VCF files of LD-pruned genome-wide SNPs and InDels in abaca (Musa textilis Née)
The study that produced this dataset aimed to discover and analyze polymorphisms in abaca (Musa textilis) vital for varietal authentication and cross-species genotyping for advanatageous traits such as disease resistance, climate change resilience and enhanced agronomic traits. This dataset contains the resulting genotype calls in abaca (within M. textilis and between M. textilis and other Musa spp.) stored in variant call format (VCF) files. The genotypes are in the form of SNPs or InDels. The VCf files starting with 'Mtextilis' and 'Musa' pertain to genotypes mined within M. textilis and between Musa spp., respectively. The VCF files containing SNPs or InDels are denoted by 'SNPsonly' and 'Indelsonly' file labeles, respectively.
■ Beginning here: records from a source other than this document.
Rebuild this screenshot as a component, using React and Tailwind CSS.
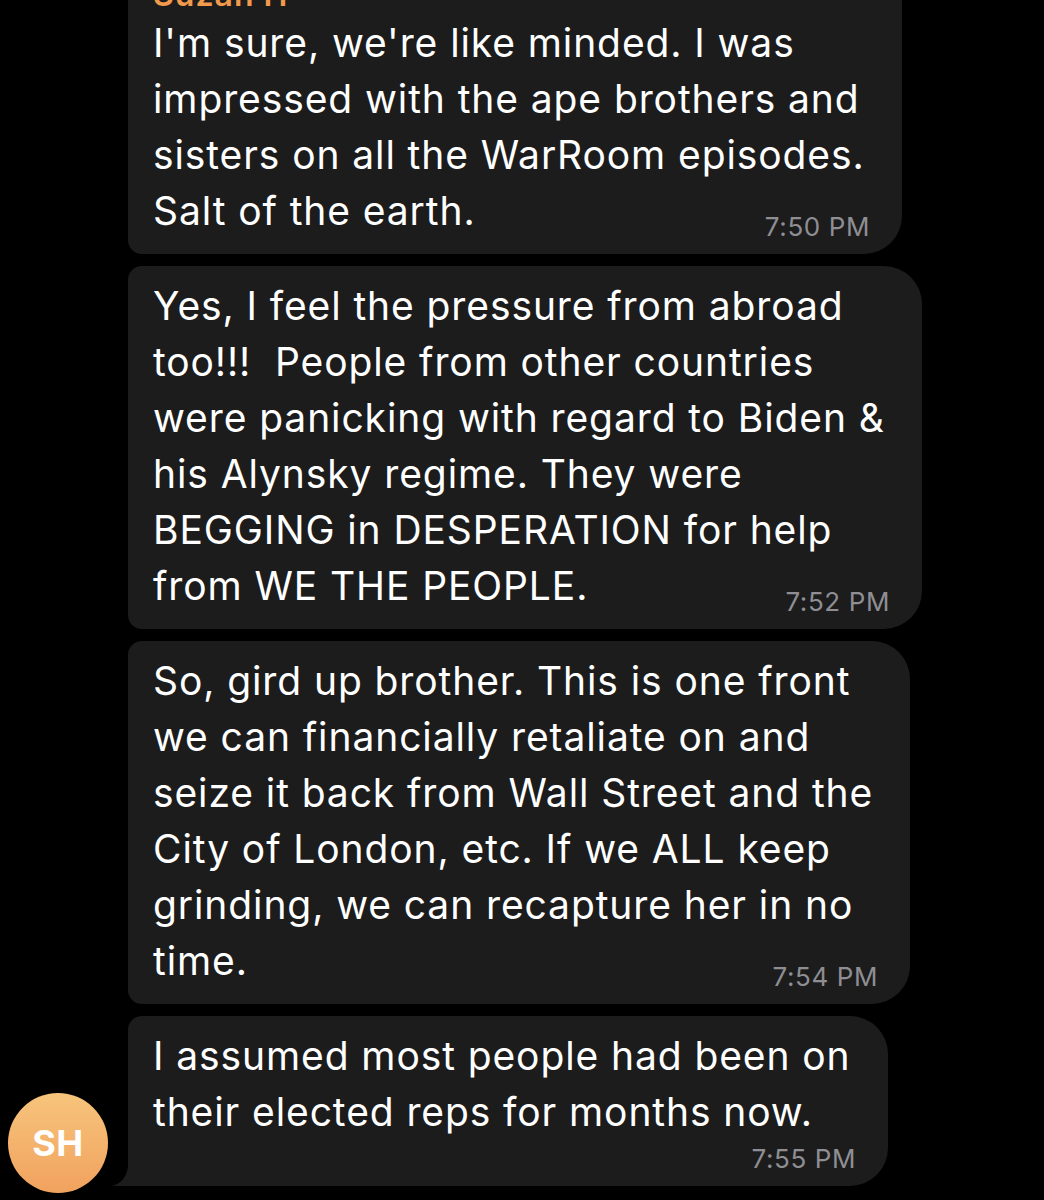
import React from "react";

// ------------------------------
// Chat data
// ------------------------------
const MESSAGES = [
  {
    name: "Suzan H",
    width: "w-[774px]",
    time: "7:50 PM",
    inline: true,
    lines: [
      "I'm sure, we're like minded. I was",
      "impressed with the ape brothers and",
      "sisters on all the WarRoom episodes.",
      "Salt of the earth.",
    ],
  },
  {
    width: "w-[794px]",
    time: "7:52 PM",
    inline: true,
    lines: [
      "Yes, I feel the pressure from abroad",
      "too!!!  People from other countries",
      "were panicking with regard to Biden &",
      "his Alynsky regime. They were",
      "BEGGING in DESPERATION for help",
      "from WE THE PEOPLE.",
    ],
  },
  {
    width: "w-[782px]",
    time: "7:54 PM",
    inline: true,
    lines: [
      "So, gird up brother. This is one front",
      "we can financially retaliate on and",
      "seize it back from Wall Street and the",
      "City of London, etc. If we ALL keep",
      "grinding, we can recapture her in no",
      "time.",
    ],
  },
  {
    width: "w-[760px]",
    time: "7:55 PM",
    inline: false,
    last: true,
    lines: [
      "I assumed most people had been on",
      "their elected reps for months now.",
    ],
  },
];

// ------------------------------
// Bubble
// ------------------------------
const Bubble = ({ name, width, time, inline, last, lines }) => (
  <div
    className={`relative ${width} bg-[#1c1c1d] pl-[25px] pr-[32px] pt-[12px] pb-[12px] rounded-tl-[14px] rounded-tr-[38px] rounded-br-[38px] ${
      last ? "rounded-bl-none" : "rounded-bl-[14px]"
    }`}
  >
    {name && (
      <div className="h-[40px] leading-[40px] text-[32px] font-semibold text-[#f19a4c] tracking-[1px]">
        {name}
      </div>
    )}
    <div className="text-[39px] leading-[56px] text-white tracking-[0.9px]">
      {lines.map((l) => (
        <div key={l} className="whitespace-pre">
          {l}
        </div>
      ))}
    </div>
    <div
      className={`h-[30px] leading-[30px] text-right text-[26px] text-[#8e8e93] tracking-[0.6px] ${
        inline ? "-mt-[27px]" : "mt-[4px]"
      }`}
    >
      {time}
    </div>

    {last && (
      <svg
        className="absolute left-[-16px] bottom-0"
        width="20"
        height="40"
        viewBox="0 0 20 40"
      >
        <path
          d="M16 0 L20 0 L20 40 L0 40 C8 38 15 32 16 20 Z"
          fill="#1c1c1d"
        />
      </svg>
    )}
  </div>
);

// ------------------------------
// Main
// ------------------------------
export default function App() {
  return (
    <div
      className="w-[1044px] h-[1200px] overflow-hidden bg-black"
      style={{ fontFamily: 'Inter, "Noto Sans", "Liberation Sans", sans-serif' }}
    >
      <div className="flex gap-[20px] mt-[-37px]">
        {/* avatar column */}
        <div className="w-[128px] shrink-0 flex flex-col justify-end pl-[8px] pb-[8px]">
          <div className="w-[100px] h-[100px] rounded-full bg-gradient-to-b from-[#f7c47c] to-[#f0a25e] flex items-center justify-center">
            <span className="text-white text-[36px] font-bold tracking-[0.5px]">
              SH
            </span>
          </div>
        </div>
        <div className="flex flex-col gap-[12px] ml-[-20px] pb-[15px]">
          {MESSAGES.map((m) => (
            <Bubble key={m.time} {...m} />
          ))}
        </div>
      </div>
    </div>
  );
}
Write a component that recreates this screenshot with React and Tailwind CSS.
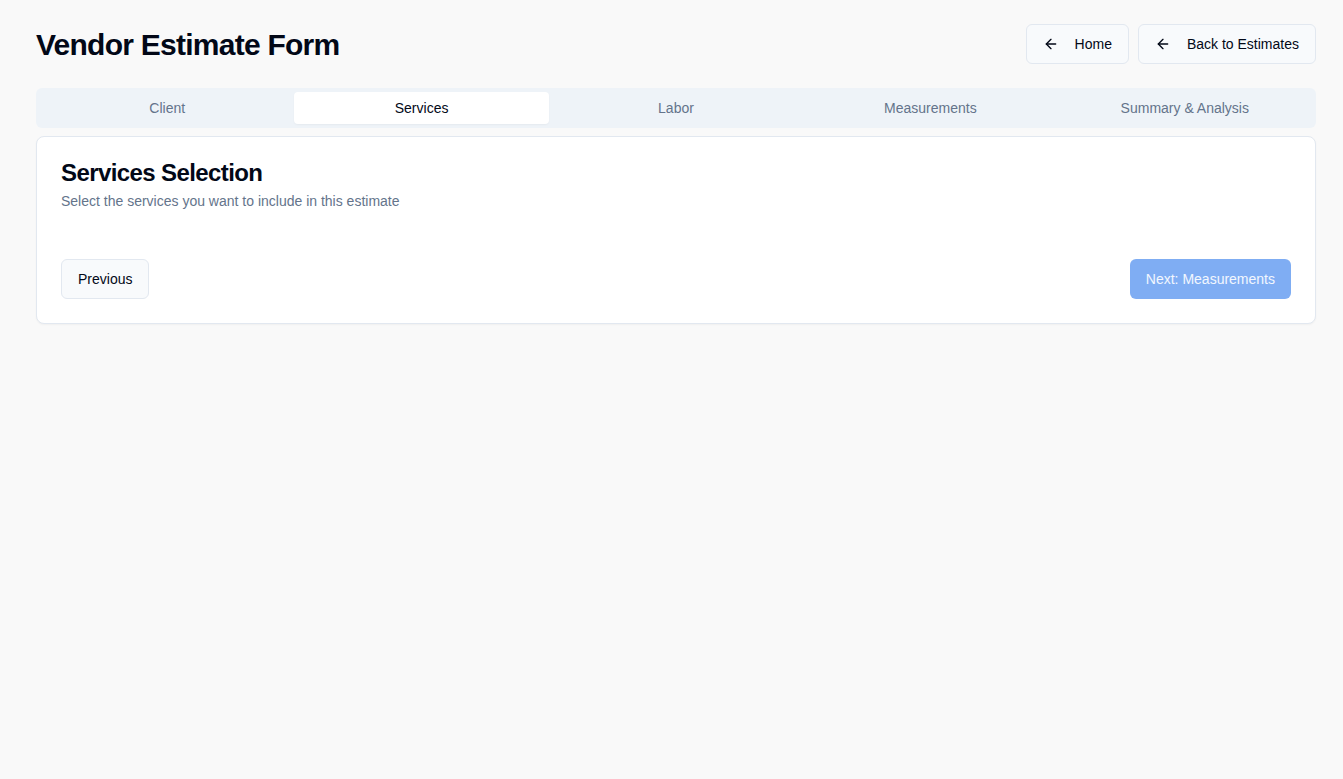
import { ArrowLeft } from "lucide-react";

const tabs = ["Client", "Services", "Labor", "Measurements", "Summary & Analysis"];

export default function App() {
  return (
    <div className="min-h-screen bg-[#f9f9f9] pl-9 pr-[27px] py-6 font-['Liberation_Sans',Arial,sans-serif] text-[#020817]">
      <header className="flex items-center justify-between h-10 mb-6">
        <h1 className="text-[30px] font-bold tracking-tight">Vendor Estimate Form</h1>
        <div className="flex gap-[9px]">
          <button className="flex items-center gap-4 h-10 px-4 rounded-md border border-[#e2e8f0] bg-[#f8fafc] text-sm">
            <ArrowLeft size={16} strokeWidth={2} />
            Home
          </button>
          <button className="flex items-center gap-4 h-10 px-4 rounded-md border border-[#e2e8f0] bg-[#f8fafc] text-sm">
            <ArrowLeft size={16} strokeWidth={2} />
            Back to Estimates
          </button>
        </div>
      </header>

      <div className="grid grid-cols-5 h-10 p-1 rounded-md bg-[#eef3f8]">
        {tabs.map((t) => (
          <div
            key={t}
            className={
              t === "Services"
                ? "flex items-center justify-center rounded-sm bg-white text-sm text-[#020817] shadow-[0_1px_2px_rgba(0,0,0,0.04)]"
                : "flex items-center justify-center text-sm text-[#64748b]"
            }
          >
            {t}
          </div>
        ))}
      </div>

      <div className="mt-2 rounded-lg border border-[#e2e8f0] bg-white p-6 shadow-[0_1px_2px_rgba(0,0,0,0.04)]">
        <h2 className="text-2xl font-bold leading-none tracking-tight">Services Selection</h2>
        <p className="mt-1.5 text-sm text-[#64748b]">Select the services you want to include in this estimate</p>
        <div className="mt-[48px] flex justify-between">
          <button className="h-10 px-4 rounded-md border border-[#e2e8f0] bg-[#f8fafc] text-sm">Previous</button>
          <button className="h-10 px-4 rounded-md bg-[#7fadf3] text-sm text-white/90">Next: Measurements</button>
        </div>
      </div>
    </div>
  );
}
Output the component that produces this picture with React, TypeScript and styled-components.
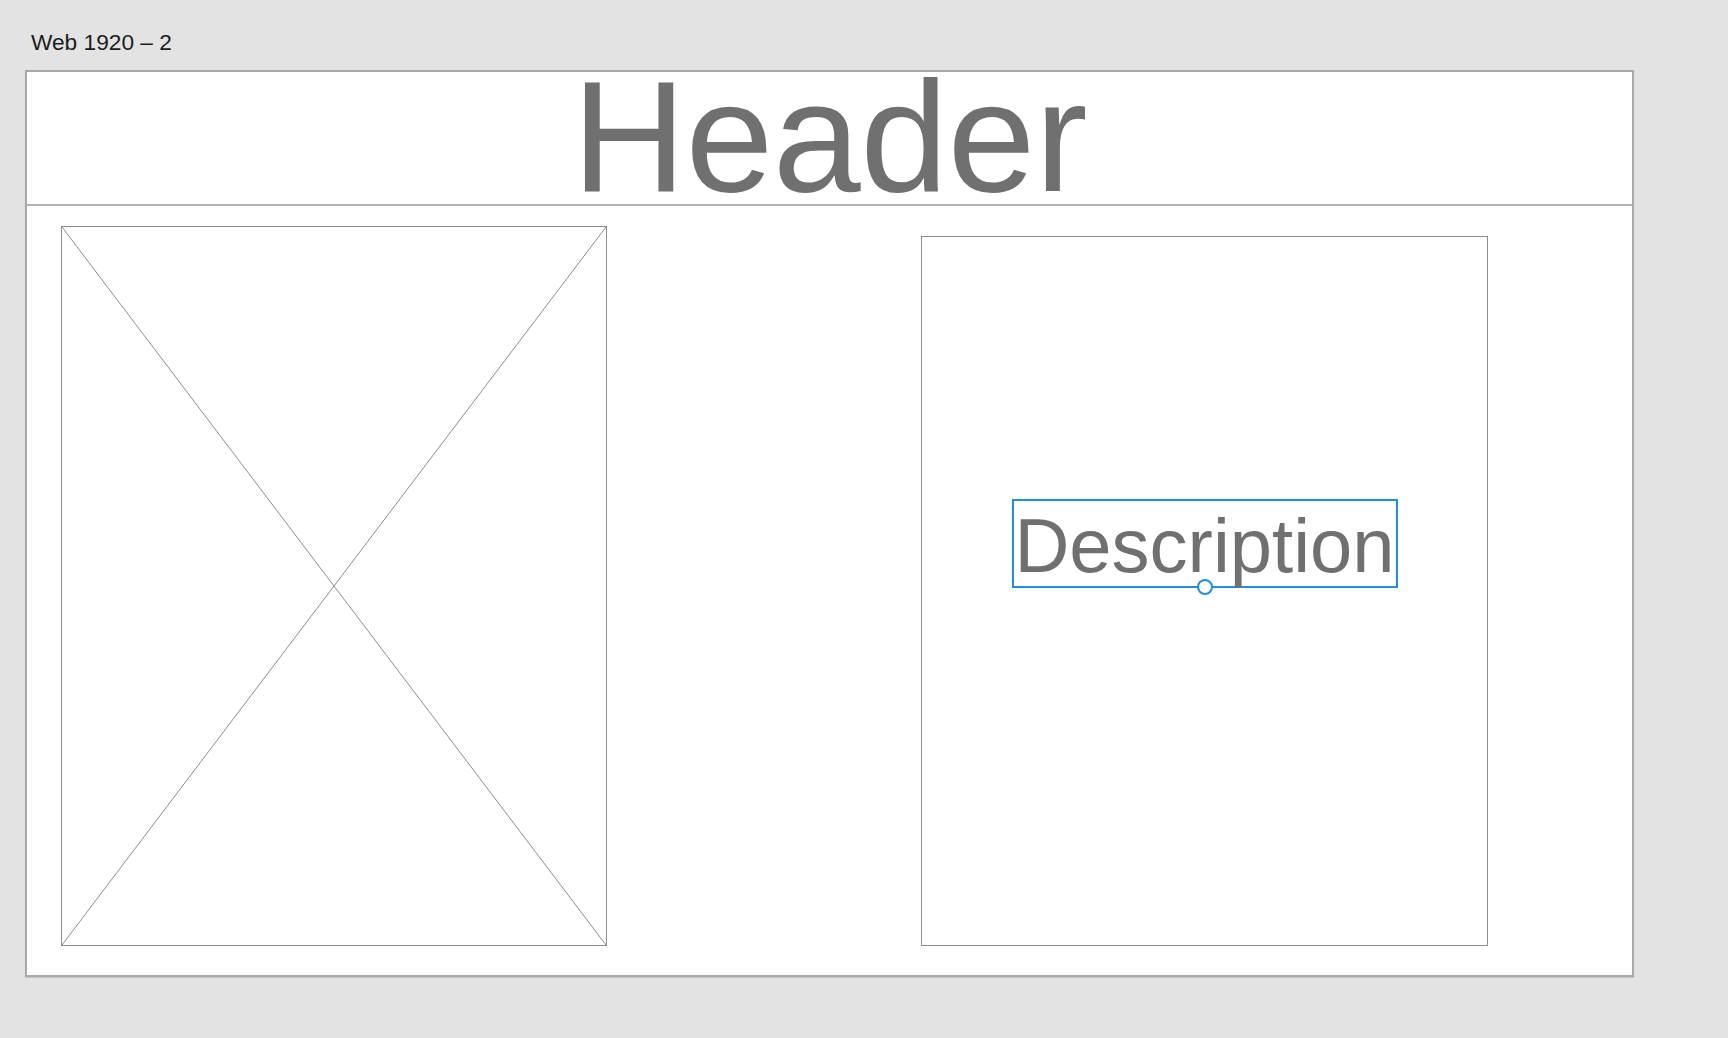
import styled, { createGlobalStyle } from "styled-components";

const GlobalStyle = createGlobalStyle`
  html, body {
    margin: 0;
    padding: 0;
    background: #e3e3e3;
  }
  body {
    font-family: "Liberation Sans", Arial, sans-serif;
    min-height: 1038px;
  }
`;

export default function App() {
  return (
    <Page>
      <GlobalStyle />
      <ArtboardLabel>Web 1920 – 2</ArtboardLabel>
      <Artboard>
        <Header>
          <HeaderTitle>Header</HeaderTitle>
        </Header>
        <Content>
          <ImagePlaceholder>
            <svg width="100%" height="100%" preserveAspectRatio="none" viewBox="0 0 100 100">
              <line x1="0" y1="0" x2="100" y2="100" stroke="#8e8e8e" strokeWidth="1" vectorEffect="non-scaling-stroke" />
              <line x1="100" y1="0" x2="0" y2="100" stroke="#8e8e8e" strokeWidth="1" vectorEffect="non-scaling-stroke" />
            </svg>
          </ImagePlaceholder>
          <DescriptionCard>
            <Selection>
              <Description>Description</Description>
              <Handle />
            </Selection>
          </DescriptionCard>
        </Content>
      </Artboard>
    </Page>
  );
}

const Page = styled.div`
  padding-top: 29px;
`;

const ArtboardLabel = styled.div`
  padding-left: 31px;
  font-size: 22.7px;
  line-height: 26px;
  color: #1c1c1c;
  margin-bottom: 15px;
`;

const Artboard = styled.div`
  box-sizing: border-box;
  margin-left: 25px;
  width: 1609px;
  height: 907px;
  background: #fff;
  border: 2px solid #a8a8a8;
  box-shadow: 0 1px 1px rgba(0, 0, 0, 0.12);
  display: flex;
  flex-direction: column;
`;

const Header = styled.header`
  height: 132px;
  border-bottom: 2px solid #b3b3b3;
  display: flex;
  justify-content: center;
`;

const HeaderTitle = styled.h1`
  margin: 0;
  font-weight: 400;
  font-size: 158px;
  line-height: 128px;
  letter-spacing: -0.5px;
  color: #707070;
`;

const Content = styled.section`
  flex: 1;
  display: flex;
  align-items: flex-end;
  gap: 314px;
  padding: 0 0 29px 34px;
`;

const ImagePlaceholder = styled.div`
  box-sizing: border-box;
  width: 546px;
  height: 720px;
  border: 1px solid #8c8c8c;
  svg {
    display: block;
  }
`;

const DescriptionCard = styled.div`
  box-sizing: border-box;
  width: 567px;
  height: 710px;
  border: 1px solid #8c8c8c;
  display: flex;
  flex-direction: column;
  align-items: center;
  padding-top: 262px;
`;

const Selection = styled.div`
  position: relative;
  box-sizing: border-box;
  width: 386px;
  height: 89px;
  border: 2px solid #1e8fe3;
  display: flex;
  justify-content: center;
`;

const Description = styled.p`
  margin: 1px 0 0;
  font-size: 76px;
  line-height: 88px;
  color: #707070;
  white-space: nowrap;
`;

const Handle = styled.span`
  position: absolute;
  left: 50%;
  bottom: -9px;
  width: 12px;
  height: 12px;
  margin-left: -8px;
  border: 2px solid #1e8fe3;
  border-radius: 50%;
  background: #fff;
`;
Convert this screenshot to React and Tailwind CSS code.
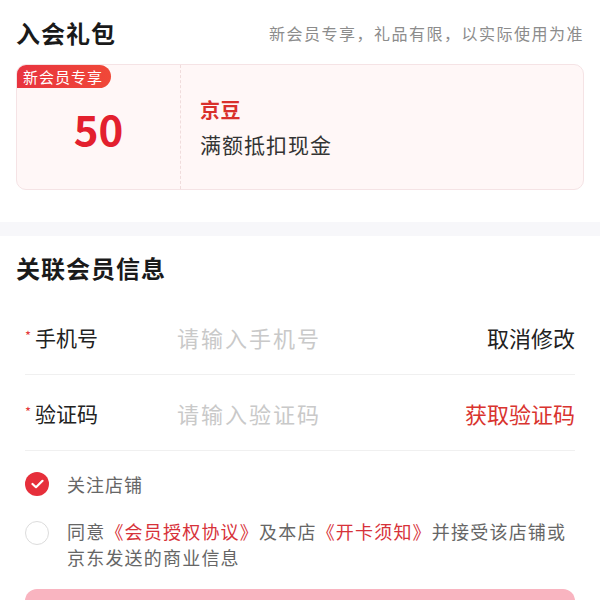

The 'AP' label indicate that the reference genome used for mapping and variant calling is a polished version of Galvez et al. (2020)'s reference genome. The 'minQ40' label indicates that the VCF files contains only SNPs and InDels with mapping quality of at least 40. The 'geno0.1' and 'pruned' labeles indicate that genotypes having at most 10% missing genotypes and those that are pruned-in (based on linkage disequilibrium thresholds) were selected.
Steps to reproduce
SNP and InDels were mined in abaca through whole genome resequencing of 11 abaca varieties and accession, followed by mapping to the abaca reference genome (Galvez et al., 2021) and variant calling using BWA, Samtools and BCFtools programs including M. textilis and Musa spp. sequence reads produced by Sambles et al. (2020). The mined variants were then filtered by selecting those that are biallelic, have mapping qualities (MQ) of at least 40, are in linkage equilibrium and have at most 10% missing genotypes. Principal component analysis and phylogenetic analysis of these mined genotypes enabled genetic differentiation between abaca varieties and accessions, and between abaca, Musa troglodytarum and M. acuminata /M. balbisiana.